Manual testing of the documentation

Which part of the documentation shall be tested, when, and by whom?

The sources of information listed above should help focus this effort on the relevant parts of our documentation.

In many cases, a quick look will be enough, and following the entire doc page to the letter won't be needed. But likely stricter testing will be needed from time to time.

Random ideas:

  • Aim for automation: feed the aforementioned metadata store with information gathered during manual testing, so that we need less and less manual testing as time goes.

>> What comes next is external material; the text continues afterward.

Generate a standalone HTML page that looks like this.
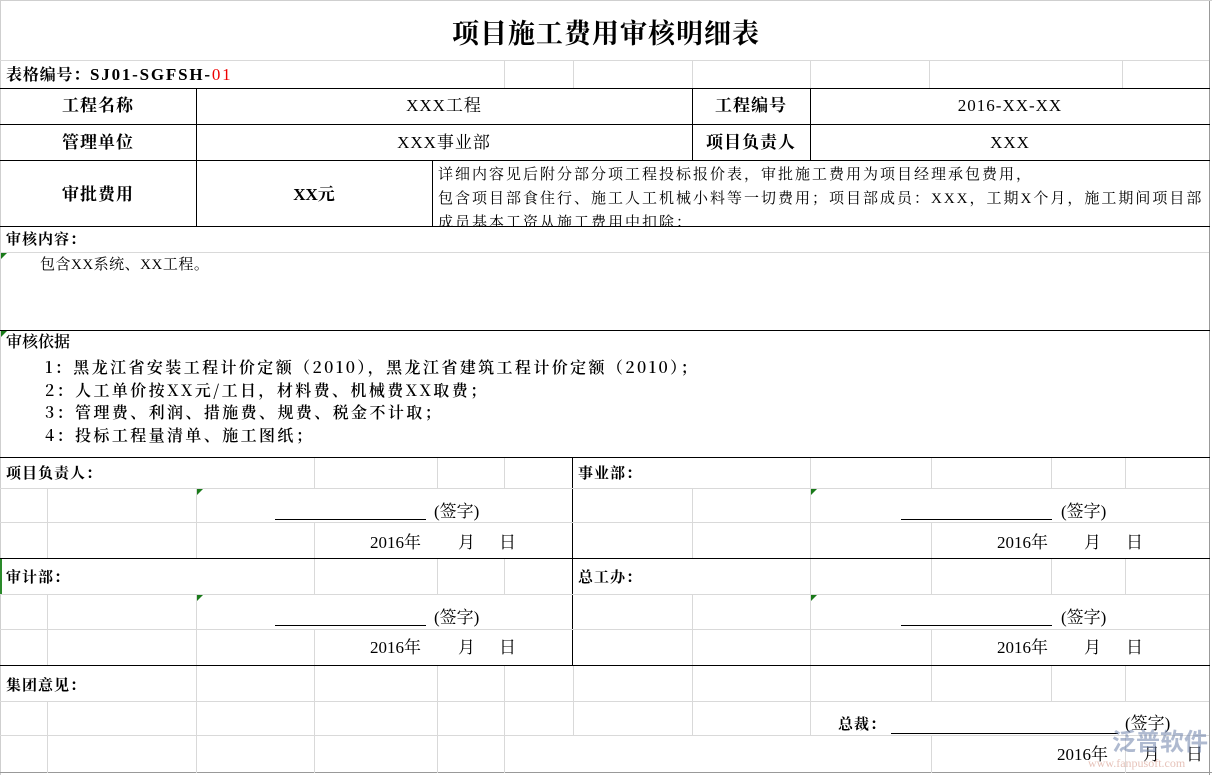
<!DOCTYPE html>
<html><head><meta charset="utf-8"><style>
*{margin:0;padding:0;box-sizing:border-box}
body{width:1212px;height:775px;background:#fff;position:relative;overflow:hidden;font-family:"Liberation Serif","Noto Serif CJK SC",serif;color:#000}
.h{position:absolute;height:1px;background:#d9d9d9}
.v{position:absolute;width:1px;background:#d9d9d9}
.H{position:absolute;height:1px;background:#000}
.V{position:absolute;width:1px;background:#000}
.t{position:absolute;white-space:nowrap;line-height:1}
.b{font-weight:bold}
.c{text-align:center}
.s{font-family:"Liberation Sans","Noto Sans CJK SC",sans-serif}
.g{position:absolute;width:0;height:0;border-top:6px solid #1a7a1a;border-right:6px solid transparent}
.d{position:absolute;white-space:nowrap;line-height:1;font-size:17px}
</style></head><body>
<div class="v" style="left:0;top:0;height:775px;background:#cfcfcf"></div>
<div class="v" style="left:1209px;top:0;height:775px;background:#999"></div>
<div class="h" style="left:0;top:0;width:1212px;background:#cfcfcf"></div>
<div class="h" style="left:0;top:772px;width:1212px;background:#999"></div>
<div class="h" style="left:0;top:60px;width:1209px"></div>

<div class="t b c" style="left:0;width:1212px;top:21px;font-size:27px;letter-spacing:1px">项目施工费用审核明细表</div>

<div class="v" style="left:504px;top:60px;height:28px"></div>
<div class="v" style="left:573px;top:60px;height:28px"></div>
<div class="v" style="left:692px;top:60px;height:28px"></div>
<div class="v" style="left:810px;top:60px;height:28px"></div>
<div class="v" style="left:929px;top:60px;height:28px"></div>
<div class="v" style="left:1122px;top:60px;height:28px"></div>
<div class="t b" style="left:6px;top:66px;font-size:16px;letter-spacing:0.8px">表格编号：<span style="font-size:17px;letter-spacing:1.8px">SJ01-SGFSH-</span><span style="color:#e00;font-weight:normal;font-size:17px;letter-spacing:1.8px">01</span></div>

<div class="H" style="left:0;top:88px;width:1210px"></div>
<div class="H" style="left:0;top:124px;width:1210px"></div>
<div class="H" style="left:0;top:160px;width:1210px"></div>
<div class="H" style="left:0;top:226px;width:1210px"></div>
<div class="H" style="left:0;top:330px;width:1210px"></div>
<div class="H" style="left:0;top:457px;width:1210px"></div>
<div class="H" style="left:0;top:558px;width:1210px"></div>
<div class="H" style="left:0;top:665px;width:1210px"></div>
<div class="V" style="left:196px;top:88px;height:138px"></div>
<div class="V" style="left:432px;top:160px;height:66px"></div>
<div class="V" style="left:692px;top:88px;height:72px"></div>
<div class="V" style="left:810px;top:88px;height:72px"></div>
<div class="V" style="left:572px;top:457px;height:208px"></div>

<div class="t b c" style="left:0;width:196px;top:97px;font-size:17px;letter-spacing:1px">工程名称</div>
<div class="t c" style="left:196px;width:496px;top:97px;font-size:17px;letter-spacing:1px">XXX工程</div>
<div class="t b c" style="left:692px;width:118px;top:97px;font-size:17px;letter-spacing:1px">工程编号</div>
<div class="t c" style="left:810px;width:400px;top:97px;font-size:17px;letter-spacing:1px">2016-XX-XX</div>
<div class="t b c" style="left:0;width:196px;top:134px;font-size:17px;letter-spacing:1px">管理单位</div>
<div class="t c" style="left:196px;width:496px;top:134px;font-size:17px;letter-spacing:1px">XXX事业部</div>
<div class="t b c" style="left:692px;width:118px;top:134px;font-size:17px;letter-spacing:1px">项目负责人</div>
<div class="t c" style="left:810px;width:400px;top:134px;font-size:17px;letter-spacing:1px">XXX</div>
<div class="t b c" style="left:0;width:196px;top:186px;font-size:17px;letter-spacing:1px">审批费用</div>
<div class="t b c" style="left:196px;width:236px;top:186px;font-size:17px">XX元</div>
<div style="position:absolute;left:438px;top:161px;width:770px;height:65px;overflow:hidden;font-size:15px;line-height:24px;letter-spacing:2px;white-space:nowrap;padding-top:2px">详细内容见后附分部分项工程投标报价表，审批施工费用为项目经理承包费用，<br>包含项目部食住行、施工人工机械小料等一切费用；项目部成员：XXX，工期X个月，施工期间项目部<br>成员基本工资从施工费用中扣除；</div>

<div class="t b" style="left:6px;top:233px;font-size:15px;letter-spacing:1px">审核内容：</div>
<div class="h" style="left:0;top:252px;width:1209px"></div>
<div class="g" style="left:1px;top:253px"></div>
<div class="t" style="left:40px;top:258px;font-size:15px;letter-spacing:0.5px">包含XX系统、XX工程。</div>

<div class="g" style="left:1px;top:331px"></div>
<div class="t" style="left:6px;top:335px;font-size:16px;font-weight:600">审核依据</div>
<div class="t" style="left:45px;top:356px;font-size:16px;line-height:22.5px;font-weight:600;letter-spacing:2.4px;font-family:'Noto Serif CJK SC',serif">1：黑龙江省安装工程计价定额（2010），黑龙江省建筑工程计价定额（2010）；<br>2：人工单价按XX元/工日，材料费、机械费XX取费；<br>3：管理费、利润、措施费、规费、税金不计取；<br>4：投标工程量清单、施工图纸；</div>

<div class="h" style="left:0;top:488px;width:1209px"></div>
<div class="h" style="left:0;top:522px;width:1209px"></div>
<div class="h" style="left:0;top:594px;width:1209px"></div>
<div class="h" style="left:0;top:629px;width:1209px"></div>
<div class="h" style="left:0;top:701px;width:1209px"></div>
<div class="h" style="left:0;top:735px;width:1209px"></div>
<div class="v" style="left:314px;top:458px;height:30px"></div>
<div class="v" style="left:437px;top:458px;height:30px"></div>
<div class="v" style="left:504px;top:458px;height:30px"></div>
<div class="v" style="left:47px;top:488px;height:70px"></div>
<div class="v" style="left:196px;top:488px;height:70px"></div>
<div class="v" style="left:314px;top:522px;height:36px"></div>
<div class="v" style="left:314px;top:559px;height:35px"></div>
<div class="v" style="left:437px;top:559px;height:35px"></div>
<div class="v" style="left:504px;top:559px;height:35px"></div>
<div class="v" style="left:47px;top:594px;height:71px"></div>
<div class="v" style="left:196px;top:594px;height:71px"></div>
<div class="v" style="left:314px;top:629px;height:36px"></div>
<div class="v" style="left:692px;top:488px;height:70px"></div>
<div class="v" style="left:810px;top:458px;height:100px"></div>
<div class="v" style="left:931px;top:458px;height:30px"></div>
<div class="v" style="left:931px;top:522px;height:36px"></div>
<div class="v" style="left:1051px;top:458px;height:30px"></div>
<div class="v" style="left:1125px;top:458px;height:30px"></div>
<div class="v" style="left:692px;top:594px;height:71px"></div>
<div class="v" style="left:810px;top:559px;height:106px"></div>
<div class="v" style="left:931px;top:559px;height:35px"></div>
<div class="v" style="left:931px;top:629px;height:36px"></div>
<div class="v" style="left:1051px;top:559px;height:35px"></div>
<div class="v" style="left:1125px;top:559px;height:35px"></div>
<div class="v" style="left:47px;top:701px;height:72px"></div>
<div class="v" style="left:196px;top:666px;height:107px"></div>
<div class="v" style="left:314px;top:666px;height:107px"></div>
<div class="v" style="left:437px;top:666px;height:107px"></div>
<div class="v" style="left:504px;top:666px;height:107px"></div>
<div class="v" style="left:573px;top:666px;height:69px"></div>
<div class="v" style="left:692px;top:666px;height:69px"></div>
<div class="v" style="left:810px;top:666px;height:69px"></div>
<div class="v" style="left:931px;top:666px;height:35px"></div>
<div class="v" style="left:931px;top:735px;height:38px"></div>
<div class="v" style="left:1051px;top:666px;height:35px"></div>
<div class="v" style="left:1125px;top:666px;height:35px"></div>
<div class="v" style="left:1125px;top:735px;height:38px"></div>
<div class="g" style="left:197px;top:489px"></div>
<div class="g" style="left:811px;top:489px"></div>
<div class="g" style="left:197px;top:595px"></div>
<div class="g" style="left:811px;top:595px"></div>
<div style="position:absolute;left:0;top:559px;width:2px;height:35px;background:#2a8a2a"></div>

<div class="t b" style="left:6px;top:467px;font-size:15px;letter-spacing:1px">项目负责人：</div>
<div class="t b" style="left:578px;top:467px;font-size:15px;letter-spacing:1px">事业部：</div>
<div class="t b" style="left:6px;top:571px;font-size:15px;letter-spacing:1px">审计部：</div>
<div class="t b" style="left:578px;top:571px;font-size:15px;letter-spacing:1px">总工办：</div>
<div class="t b" style="left:6px;top:679px;font-size:15px;letter-spacing:1px">集团意见：</div>

<div class="H" style="left:275px;top:519px;width:151px"></div>
<div class="d" style="left:434px;top:503px">(签字)</div>
<div class="d" style="left:370px;top:534px">2016年</div><div class="d" style="left:458px;top:534px">月</div><div class="d" style="left:499px;top:534px">日</div>
<div class="H" style="left:901px;top:519px;width:151px"></div>
<div class="d" style="left:1061px;top:503px">(签字)</div>
<div class="d" style="left:997px;top:534px">2016年</div><div class="d" style="left:1084px;top:534px">月</div><div class="d" style="left:1126px;top:534px">日</div>

<div class="H" style="left:275px;top:625px;width:151px"></div>
<div class="d" style="left:434px;top:609px">(签字)</div>
<div class="d" style="left:370px;top:639px">2016年</div><div class="d" style="left:458px;top:639px">月</div><div class="d" style="left:499px;top:639px">日</div>
<div class="H" style="left:901px;top:625px;width:151px"></div>
<div class="d" style="left:1061px;top:609px">(签字)</div>
<div class="d" style="left:997px;top:639px">2016年</div><div class="d" style="left:1084px;top:639px">月</div><div class="d" style="left:1126px;top:639px">日</div>

<div class="t b" style="left:838px;top:718px;font-size:15px;letter-spacing:1px">总裁：</div>
<div class="H" style="left:891px;top:733px;width:227px"></div>
<div class="d" style="left:1125px;top:715px">(签字)</div>
<div class="d" style="left:1057px;top:746px">2016年</div><div class="d" style="left:1143px;top:746px">月</div><div class="d" style="left:1186px;top:746px">日</div>

<div class="t s" style="left:1112px;top:731px;font-size:24px;color:rgba(110,130,170,0.55);font-weight:bold">泛普软件</div>
<div class="t" style="left:1088px;top:757px;font-size:12px;color:rgba(200,120,100,0.45)">www.fanpusoft.com</div>
</body></html>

  • Prioritize: focus on core pages.

  • Spread the load between different release, i.e. test some pages for some release and some others for another release.

Dismissed options

Manual testing of Tails releases

In theory our manual test suite could also help: some of the manual tests could be performed by following our end-user documentation to the letter. But I've not been able to find any single candidate test case for this, so let's forget it.

Users and Help Desk

Users and Help Desk are also in a good position to notice outdated bits and report them back, but they can only do so after the fact, while ideally we'd rather update the documentation before the corresponding changes are released to our users. So if we receive such notifications, e.g. at RC time, fine, but let's not count on it too much.